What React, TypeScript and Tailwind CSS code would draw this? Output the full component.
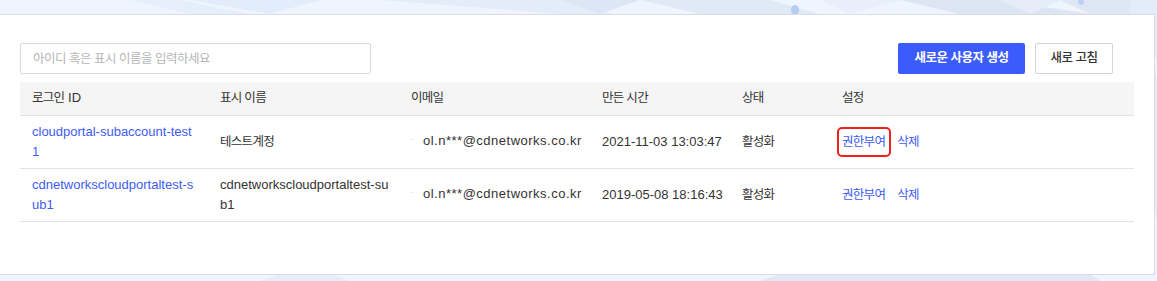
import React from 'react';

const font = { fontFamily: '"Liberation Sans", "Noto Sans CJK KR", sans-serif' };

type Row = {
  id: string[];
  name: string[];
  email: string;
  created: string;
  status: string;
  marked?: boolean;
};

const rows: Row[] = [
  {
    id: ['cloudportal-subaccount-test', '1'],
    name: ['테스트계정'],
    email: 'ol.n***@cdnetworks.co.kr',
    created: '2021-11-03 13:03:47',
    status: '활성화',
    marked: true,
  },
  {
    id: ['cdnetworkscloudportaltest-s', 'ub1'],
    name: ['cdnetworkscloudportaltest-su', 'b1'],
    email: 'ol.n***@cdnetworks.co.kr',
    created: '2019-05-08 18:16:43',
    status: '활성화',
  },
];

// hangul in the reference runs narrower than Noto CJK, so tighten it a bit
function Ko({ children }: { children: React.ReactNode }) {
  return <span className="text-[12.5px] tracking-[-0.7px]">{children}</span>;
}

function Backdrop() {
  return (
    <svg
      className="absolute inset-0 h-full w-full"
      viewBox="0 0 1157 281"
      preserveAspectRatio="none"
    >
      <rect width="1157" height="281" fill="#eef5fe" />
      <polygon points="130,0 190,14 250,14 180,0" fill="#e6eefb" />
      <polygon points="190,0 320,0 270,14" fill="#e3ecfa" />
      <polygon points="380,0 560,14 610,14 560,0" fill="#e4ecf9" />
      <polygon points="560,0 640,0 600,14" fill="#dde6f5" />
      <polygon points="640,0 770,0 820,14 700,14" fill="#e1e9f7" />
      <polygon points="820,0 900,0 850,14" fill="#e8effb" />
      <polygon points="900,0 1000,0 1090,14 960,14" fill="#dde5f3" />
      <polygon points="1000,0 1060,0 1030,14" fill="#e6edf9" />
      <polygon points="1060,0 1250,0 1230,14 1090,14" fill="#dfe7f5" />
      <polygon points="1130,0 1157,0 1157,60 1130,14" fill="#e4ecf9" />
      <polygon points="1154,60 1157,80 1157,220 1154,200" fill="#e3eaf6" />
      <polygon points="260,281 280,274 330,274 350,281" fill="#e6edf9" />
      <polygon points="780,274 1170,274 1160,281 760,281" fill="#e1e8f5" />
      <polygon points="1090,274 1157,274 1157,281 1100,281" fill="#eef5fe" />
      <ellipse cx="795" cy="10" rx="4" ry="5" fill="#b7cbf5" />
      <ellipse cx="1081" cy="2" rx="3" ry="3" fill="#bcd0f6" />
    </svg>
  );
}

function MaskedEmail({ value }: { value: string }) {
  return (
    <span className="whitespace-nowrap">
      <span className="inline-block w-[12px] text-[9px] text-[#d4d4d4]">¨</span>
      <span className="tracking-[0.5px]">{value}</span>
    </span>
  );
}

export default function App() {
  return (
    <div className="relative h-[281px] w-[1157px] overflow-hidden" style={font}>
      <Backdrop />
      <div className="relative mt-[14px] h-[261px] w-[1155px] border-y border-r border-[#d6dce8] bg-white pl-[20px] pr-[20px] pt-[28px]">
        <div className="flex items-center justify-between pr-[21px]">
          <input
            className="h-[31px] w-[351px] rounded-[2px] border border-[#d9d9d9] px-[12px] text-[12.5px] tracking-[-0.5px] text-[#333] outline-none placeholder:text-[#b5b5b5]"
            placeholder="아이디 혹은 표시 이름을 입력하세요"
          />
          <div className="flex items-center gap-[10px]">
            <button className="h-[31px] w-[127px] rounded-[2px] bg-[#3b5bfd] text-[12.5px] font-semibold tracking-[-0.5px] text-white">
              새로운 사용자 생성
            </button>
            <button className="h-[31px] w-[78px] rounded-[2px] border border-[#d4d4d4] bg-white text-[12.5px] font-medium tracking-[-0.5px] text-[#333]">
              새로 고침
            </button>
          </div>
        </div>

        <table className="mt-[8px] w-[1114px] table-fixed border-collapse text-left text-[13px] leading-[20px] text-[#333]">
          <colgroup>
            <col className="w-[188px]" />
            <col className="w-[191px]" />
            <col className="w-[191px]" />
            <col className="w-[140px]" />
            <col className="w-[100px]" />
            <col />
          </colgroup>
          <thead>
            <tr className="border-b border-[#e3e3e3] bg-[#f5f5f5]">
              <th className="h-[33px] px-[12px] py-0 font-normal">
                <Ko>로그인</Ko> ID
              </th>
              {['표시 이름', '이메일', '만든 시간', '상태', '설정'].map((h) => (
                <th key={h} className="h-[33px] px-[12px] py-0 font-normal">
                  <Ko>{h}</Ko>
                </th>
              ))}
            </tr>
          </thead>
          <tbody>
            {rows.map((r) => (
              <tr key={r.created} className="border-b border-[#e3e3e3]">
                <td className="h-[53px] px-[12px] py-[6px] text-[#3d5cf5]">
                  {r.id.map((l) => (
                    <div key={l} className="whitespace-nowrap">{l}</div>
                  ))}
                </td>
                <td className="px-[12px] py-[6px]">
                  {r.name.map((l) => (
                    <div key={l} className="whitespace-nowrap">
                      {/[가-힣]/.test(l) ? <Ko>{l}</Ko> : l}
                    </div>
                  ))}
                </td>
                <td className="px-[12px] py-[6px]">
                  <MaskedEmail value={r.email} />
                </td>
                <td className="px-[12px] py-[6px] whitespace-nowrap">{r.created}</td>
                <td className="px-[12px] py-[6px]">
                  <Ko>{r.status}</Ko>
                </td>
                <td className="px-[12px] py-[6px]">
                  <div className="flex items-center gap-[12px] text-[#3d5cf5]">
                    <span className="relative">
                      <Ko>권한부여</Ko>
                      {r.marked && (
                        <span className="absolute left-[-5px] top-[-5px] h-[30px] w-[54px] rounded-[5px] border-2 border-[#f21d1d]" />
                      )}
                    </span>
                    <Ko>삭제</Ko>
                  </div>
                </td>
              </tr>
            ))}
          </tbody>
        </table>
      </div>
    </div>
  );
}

**Goal**
Copy the listing in full and without alteration, omitting every picture.

**Result of the task**
What React, TypeScript and Tailwind CSS code would draw this? Output the full component.
import React from 'react';

const font = { fontFamily: '"Liberation Sans", "Noto Sans CJK KR", sans-serif' };

type Row = {
  id: string[];
  name: string[];
  email: string;
  created: string;
  status: string;
  marked?: boolean;
};

const rows: Row[] = [
  {
    id: ['cloudportal-subaccount-test', '1'],
    name: ['테스트계정'],
    email: 'ol.n***@cdnetworks.co.kr',
    created: '2021-11-03 13:03:47',
    status: '활성화',
    marked: true,
  },
  {
    id: ['cdnetworkscloudportaltest-s', 'ub1'],
    name: ['cdnetworkscloudportaltest-su', 'b1'],
    email: 'ol.n***@cdnetworks.co.kr',
    created: '2019-05-08 18:16:43',
    status: '활성화',
  },
];

// hangul in the reference runs narrower than Noto CJK, so tighten it a bit
function Ko({ children }: { children: React.ReactNode }) {
  return <span className="text-[12.5px] tracking-[-0.7px]">{children}</span>;
}

function Backdrop() {
  return (
    <svg
      className="absolute inset-0 h-full w-full"
      viewBox="0 0 1157 281"
      preserveAspectRatio="none"
    >
      <rect width="1157" height="281" fill="#eef5fe" />
      <polygon points="130,0 190,14 250,14 180,0" fill="#e6eefb" />
      <polygon points="190,0 320,0 270,14" fill="#e3ecfa" />
      <polygon points="380,0 560,14 610,14 560,0" fill="#e4ecf9" />
      <polygon points="560,0 640,0 600,14" fill="#dde6f5" />
      <polygon points="640,0 770,0 820,14 700,14" fill="#e1e9f7" />
      <polygon points="820,0 900,0 850,14" fill="#e8effb" />
      <polygon points="900,0 1000,0 1090,14 960,14" fill="#dde5f3" />
      <polygon points="1000,0 1060,0 1030,14" fill="#e6edf9" />
      <polygon points="1060,0 1250,0 1230,14 1090,14" fill="#dfe7f5" />
      <polygon points="1130,0 1157,0 1157,60 1130,14" fill="#e4ecf9" />
      <polygon points="1154,60 1157,80 1157,220 1154,200" fill="#e3eaf6" />
      <polygon points="260,281 280,274 330,274 350,281" fill="#e6edf9" />
      <polygon points="780,274 1170,274 1160,281 760,281" fill="#e1e8f5" />
      <polygon points="1090,274 1157,274 1157,281 1100,281" fill="#eef5fe" />
      <ellipse cx="795" cy="10" rx="4" ry="5" fill="#b7cbf5" />
      <ellipse cx="1081" cy="2" rx="3" ry="3" fill="#bcd0f6" />
    </svg>
  );
}

function MaskedEmail({ value }: { value: string }) {
  return (
    <span className="whitespace-nowrap">
      <span className="inline-block w-[12px] text-[9px] text-[#d4d4d4]">¨</span>
      <span className="tracking-[0.5px]">{value}</span>
    </span>
  );
}

export default function App() {
  return (
    <div className="relative h-[281px] w-[1157px] overflow-hidden" style={font}>
      <Backdrop />
      <div className="relative mt-[14px] h-[261px] w-[1155px] border-y border-r border-[#d6dce8] bg-white pl-[20px] pr-[20px] pt-[28px]">
        <div className="flex items-center justify-between pr-[21px]">
          <input
            className="h-[31px] w-[351px] rounded-[2px] border border-[#d9d9d9] px-[12px] text-[12.5px] tracking-[-0.5px] text-[#333] outline-none placeholder:text-[#b5b5b5]"
            placeholder="아이디 혹은 표시 이름을 입력하세요"
          />
          <div className="flex items-center gap-[10px]">
            <button className="h-[31px] w-[127px] rounded-[2px] bg-[#3b5bfd] text-[12.5px] font-semibold tracking-[-0.5px] text-white">
              새로운 사용자 생성
            </button>
            <button className="h-[31px] w-[78px] rounded-[2px] border border-[#d4d4d4] bg-white text-[12.5px] font-medium tracking-[-0.5px] text-[#333]">
              새로 고침
            </button>
          </div>
        </div>

        <table className="mt-[8px] w-[1114px] table-fixed border-collapse text-left text-[13px] leading-[20px] text-[#333]">
          <colgroup>
            <col className="w-[188px]" />
            <col className="w-[191px]" />
            <col className="w-[191px]" />
            <col className="w-[140px]" />
            <col className="w-[100px]" />
            <col />
          </colgroup>
          <thead>
            <tr className="border-b border-[#e3e3e3] bg-[#f5f5f5]">
              <th className="h-[33px] px-[12px] py-0 font-normal">
                <Ko>로그인</Ko> ID
              </th>
              {['표시 이름', '이메일', '만든 시간', '상태', '설정'].map((h) => (
                <th key={h} className="h-[33px] px-[12px] py-0 font-normal">
                  <Ko>{h}</Ko>
                </th>
              ))}
            </tr>
          </thead>
          <tbody>
            {rows.map((r) => (
              <tr key={r.created} className="border-b border-[#e3e3e3]">
                <td className="h-[53px] px-[12px] py-[6px] text-[#3d5cf5]">
                  {r.id.map((l) => (
                    <div key={l} className="whitespace-nowrap">{l}</div>
                  ))}
                </td>
                <td className="px-[12px] py-[6px]">
                  {r.name.map((l) => (
                    <div key={l} className="whitespace-nowrap">
                      {/[가-힣]/.test(l) ? <Ko>{l}</Ko> : l}
                    </div>
                  ))}
                </td>
                <td className="px-[12px] py-[6px]">
                  <MaskedEmail value={r.email} />
                </td>
                <td className="px-[12px] py-[6px] whitespace-nowrap">{r.created}</td>
                <td className="px-[12px] py-[6px]">
                  <Ko>{r.status}</Ko>
                </td>
                <td className="px-[12px] py-[6px]">
                  <div className="flex items-center gap-[12px] text-[#3d5cf5]">
                    <span className="relative">
                      <Ko>권한부여</Ko>
                      {r.marked && (
                        <span className="absolute left-[-5px] top-[-5px] h-[30px] w-[54px] rounded-[5px] border-2 border-[#f21d1d]" />
                      )}
                    </span>
                    <Ko>삭제</Ko>
                  </div>
                </td>
              </tr>
            ))}
          </tbody>
        </table>
      </div>
    </div>
  );
}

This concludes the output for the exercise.